Обычно дорога ровна и спокойна, как и сам Анатолий Александрович, в жизни человек исключительно мягкий и добродушный. Очень редко королёвское умение – в духе Соколова – «находить… какие-то другие слова… и выстраивать их в специальном высокоэнергетическом порядке» реализуется в сокрушительных остинато и варварских темброво-гармонических комбинациях: после премьеры «Приказа короля» Юрий Красавин заметил, во-первых, что, не знай он автора, принял бы партитуру за американское сочинение, и во-вторых, что от Королёва такого холерического напора никак не ожидаешь. К слову, неслучайно фабульный стержень «Приказа короля», единственного пока балета Королёва, тоже составляет путешествие, дорога, путь на край света, достигнуть который практически оказывается невозможным.

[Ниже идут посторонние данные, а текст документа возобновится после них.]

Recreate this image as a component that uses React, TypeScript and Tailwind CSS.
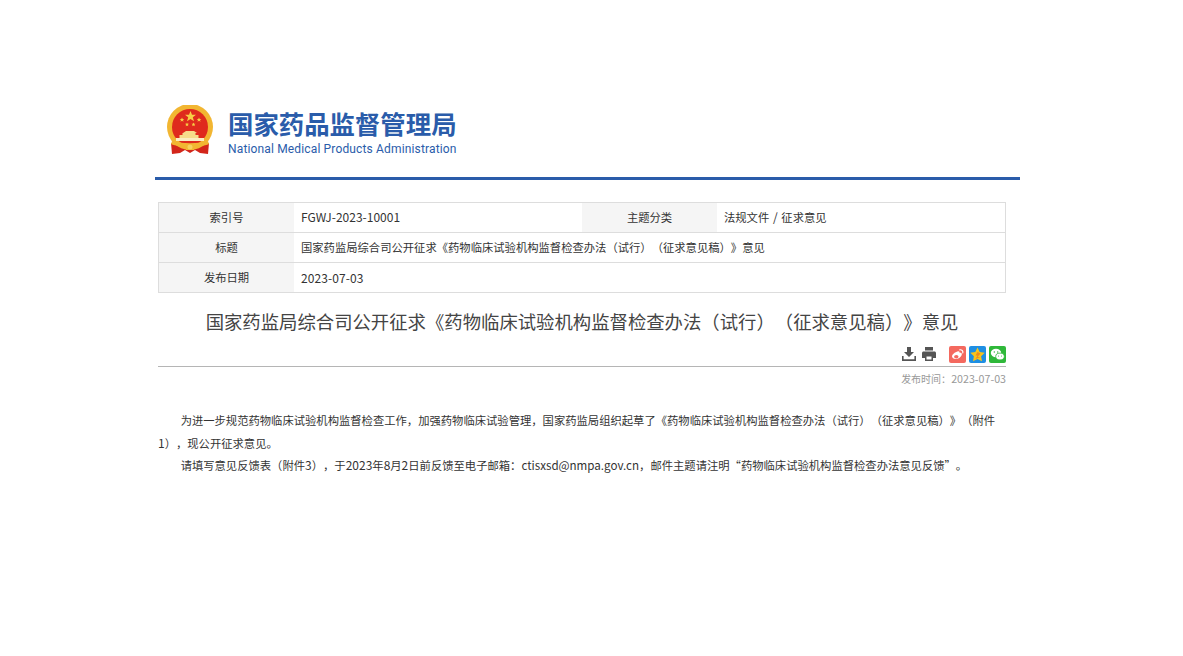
const cjk = "font-['Noto_Sans_CJK_SC','Noto_Sans',sans-serif]";

const Emblem = () => (
  <svg width="48" height="50" viewBox="0 0 48 50">
    <path d="M5 38h38l-1 11-8-1-5-3-5 3-5-3-5 3-8 1z" fill="#d3261a" />
    <circle cx="24" cy="22" r="23" fill="#f2b632" />
    <circle cx="24" cy="22" r="18" fill="#df2a1d" />
    <path d="M24.500 6l1.500 3.700h4l-3.200 2.500 1.200 4-3.500-2.300-3.500 2.300 1.200-4-3.200-2.500h4z" fill="#f6cf45" />
    <path d="M16 12.500l.7 1.500h1.600l-1.300 1 .5 1.700-1.500-1-1.500 1 .5-1.700-1.300-1h1.600zM33 12.500l.7 1.500h1.600l-1.300 1 .5 1.700-1.500-1-1.500 1 .5-1.700-1.300-1h1.600zM21 17.500l.6 1.300h1.400l-1.100 1 .4 1.400-1.300-.8-1.300.8.4-1.400-1.100-1h1.400zM27.500 17.500l.6 1.300h1.400l-1.100 1 .4 1.400-1.300-.8-1.300.8.4-1.400-1.100-1h1.400z" fill="#f6cf45" />
    <path d="M17 28l3-2h8l3 2h-1.500v2h3v4h-19v-4h3v-2z" fill="#f6dc8a" />
    <path d="M6 36c9 3 27 3 36 0l1 3c-9 4-29 4-38 0z" fill="#f2b632" />
    <path d="M10 33h28v3H10z" fill="#fbeec2" />
    <path d="M20 40h8v5h-8z" fill="#f2b632" />
    <circle cx="24" cy="42" r="2.500" fill="#f7d25f" />
  </svg>
);

const Num = ({ children }: { children: React.ReactNode }) => <span className="text-[12px]">{children}</span>;

export default function App() {
  return (
    <div className={`h-[656px] w-[1183px] bg-white pt-[100px] ${cjk} text-[11.32px] text-[#333333] [text-spacing-trim:space-all]`}>
      <div className="ml-[155px] w-[865px]">
        <div className="box-content flex h-[77px] border-b-[3px] border-[#2a5caa]">
          <div className="ml-[11px] mt-[5px]">
            <Emblem />
          </div>
          <div className="ml-[14px] mt-[6px] flex flex-col">
            <span className="text-[25.4px] font-bold leading-[34px] text-[#2a5caa]">国家药品监督管理局</span>
            <span className="mt-[1px] font-['Roboto',sans-serif] text-[12px] leading-[16px] tracking-[0.15px] text-[#2a5caa]">
              National Medical Products Administration
            </span>
          </div>
        </div>

        <div className="ml-[3px] mt-[22px] w-[848px] border border-[#dddddd]">
          <div className="flex h-[30px] border-b border-[#dddddd]">
            <div className="flex w-[135px] shrink-0 items-center justify-center bg-[#f5f5f5] pb-[1px]">索引号</div>
            <div className="flex w-[288px] items-center pb-[1px] pl-[7px] text-[12px]">FGWJ-2023-10001</div>
            <div className="flex w-[135px] shrink-0 items-center justify-center bg-[#f5f5f5] pb-[1px]">主题分类</div>
            <div className="flex flex-1 items-center pb-[1px] pl-[7px]">
              <span>法规文件<span className="mx-[1px] text-[12px]"> / </span>征求意见</span>
            </div>
          </div>
          <div className="flex h-[30px] border-b border-[#dddddd]">
            <div className="flex w-[135px] shrink-0 items-center justify-center bg-[#f5f5f5] pb-[1px]">标题</div>
            <div className="flex flex-1 items-center pb-[1px] pl-[7px]">
              国家药监局综合司公开征求《药物临床试验机构监督检查办法（试行）（征求意见稿）》意见
            </div>
          </div>
          <div className="flex h-[29px]">
            <div className="flex w-[135px] shrink-0 items-center justify-center bg-[#f5f5f5]">发布日期</div>
            <div className="flex flex-1 items-center pl-[7px] text-[12px] tracking-[0.1px]">2023-07-03</div>
          </div>
        </div>

        <h1 className="ml-[3px] mt-[13px] w-[848px] text-center text-[18.36px] font-normal leading-[30px] text-[#444444]">
          国家药监局综合司公开征求《药物临床试验机构监督检查办法（试行）（征求意见稿）》意见
        </h1>

        <div className="ml-[3px] mt-[10px] box-content flex h-[18px] w-[848px] items-start justify-end border-b border-[#b5b5b5] pb-[2px]">
          <svg width="14" height="14" viewBox="0 0 14 14" className="mt-[1px]" fill="#555555">
            <path d="M5 0h4v5h3L7 10 2 5h3zM0 9h1.600v3.200h10.800V9H14v5H0z" />
          </svg>
          <svg width="14" height="14" viewBox="0 0 14 14" className="ml-[6px] mt-[1px]" fill="#555555">
            <path d="M3 0h8v3.500H3zM1.500 4.500h11c.8 0 1.500.7 1.500 1.500v5h-3v3H3v-3H0V6c0-.8.7-1.500 1.500-1.500zM4.500 9.500V12.500h5V9.500z" />
          </svg>
          <svg width="17" height="17" viewBox="0 0 17 17" className="ml-[13px]">
            <rect width="17" height="17" rx="2" fill="#f4695f" />
            <path d="M7.200 6c1.500-1 3.200-1 3.400.2.100.5 0 .8 0 .8s1.800-.6 2.200.7c.3 1-.5 2.200-1 2.900-1 1.400-2.800 2.400-5 2.400-2.300 0-3.800-1.200-3.800-2.800C3 8.700 5 7 7.200 6z" fill="#ffffff" />
            <ellipse cx="7.300" cy="10.800" rx="2.200" ry="1.700" fill="#f4695f" />
            <path d="M10.800 3.800c1.900-.4 3.500 1.200 3 3.100" fill="none" stroke="#ffffff" strokeWidth="1.200" strokeLinecap="round" />
          </svg>
          <svg width="17" height="17" viewBox="0 0 17 17" className="ml-[3px]">
            <rect width="17" height="17" rx="2" fill="#1f8fe3" />
            <path d="M8.500 1.500l2.200 4.600 5 .7-3.600 3.500.9 5-4.500-2.400-4.500 2.400.9-5L1.300 6.800l5-.7z" fill="#f9c41c" />
            <path d="M8.500 6l3 1.500-3 3.500h3l-5 2 2-3.500h-2z" fill="#f08a1d" />
          </svg>
          <svg width="17" height="17" viewBox="0 0 17 17" className="ml-[3px]">
            <rect width="17" height="17" rx="2" fill="#2fb83a" />
            <ellipse cx="7" cy="7" rx="5.200" ry="4.200" fill="#ffffff" />
            <ellipse cx="11" cy="10.500" rx="4.300" ry="3.400" fill="#ffffff" stroke="#2fb83a" strokeWidth="0.800" />
            <circle cx="5.300" cy="6" r="0.700" fill="#2fb83a" />
            <circle cx="8.700" cy="6" r="0.700" fill="#2fb83a" />
            <circle cx="9.500" cy="10" r="0.500" fill="#2fb83a" />
            <circle cx="12.500" cy="10" r="0.500" fill="#2fb83a" />
          </svg>
        </div>

        <div className="ml-[3px] mt-[4px] w-[848px] text-right text-[10px] leading-[16px] text-[#999999]">
          发布时间：<span className="text-[10.7px]">2023-07-03</span>
        </div>

        <div className="ml-[3px] mt-[22px] w-[848px] leading-[22.5px] text-[#333333]">
          <p className="indent-[2em]">
            为进一步规范药物临床试验机构监督检查工作，加强药物临床试验管理，国家药监局组织起草了《药物临床试验机构监督检查办法（试行）（征求意见稿）》（附件<Num>1</Num>），现公开征求意见。
          </p>
          <p className="indent-[2em]">
            请填写意见反馈表（附件<Num>3</Num>），于<Num>2023</Num>年<Num>8</Num>月<Num>2</Num>日前反馈至电子邮箱：<span className="text-[11.6px]">ctisxsd@nmpa.gov.cn</span>，邮件主题请注明“药物临床试验机构监督检查办法意见反馈”。
          </p>
        </div>
      </div>
    </div>
  );
}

«Список», «Чтение», «Пропись», «Путешествие», «Баланс белого», аскеза, медитация, путь, который необходимо пройти – или нет, путь лежит вне всякой необходимости, его можно пройти, войдя в неторопливый поток, а можно пройти мимо него, как можно по рассеянности или незнанию пройти мимо канала Анатолия Королёва на YouTube, где среди музыкальных записей с изумлением встретишь отчет о байдарочных сплавах по рекам Карелии, где только и собраны вместе и образуют единую карту краткие бесконечные маршруты или же один повторяемый маршрут, где открывается композитор и его всеядность, всежитейскость, всяк сюда входящий, спектрализм, минимализм, постминимализм, постмодернизм, метамодернизм, альфа, мета, гамма, лямбда в несуществующем греческом слове ФIΛАРМОNIA, три фагота с контрафаготом в пьесе «Еретик», передающие привет Фаготу-Коровьеву или фаготам Прокофьева, я не помню точно фамилию и что именно я видел в пути, но помню, что путь был прекрасен.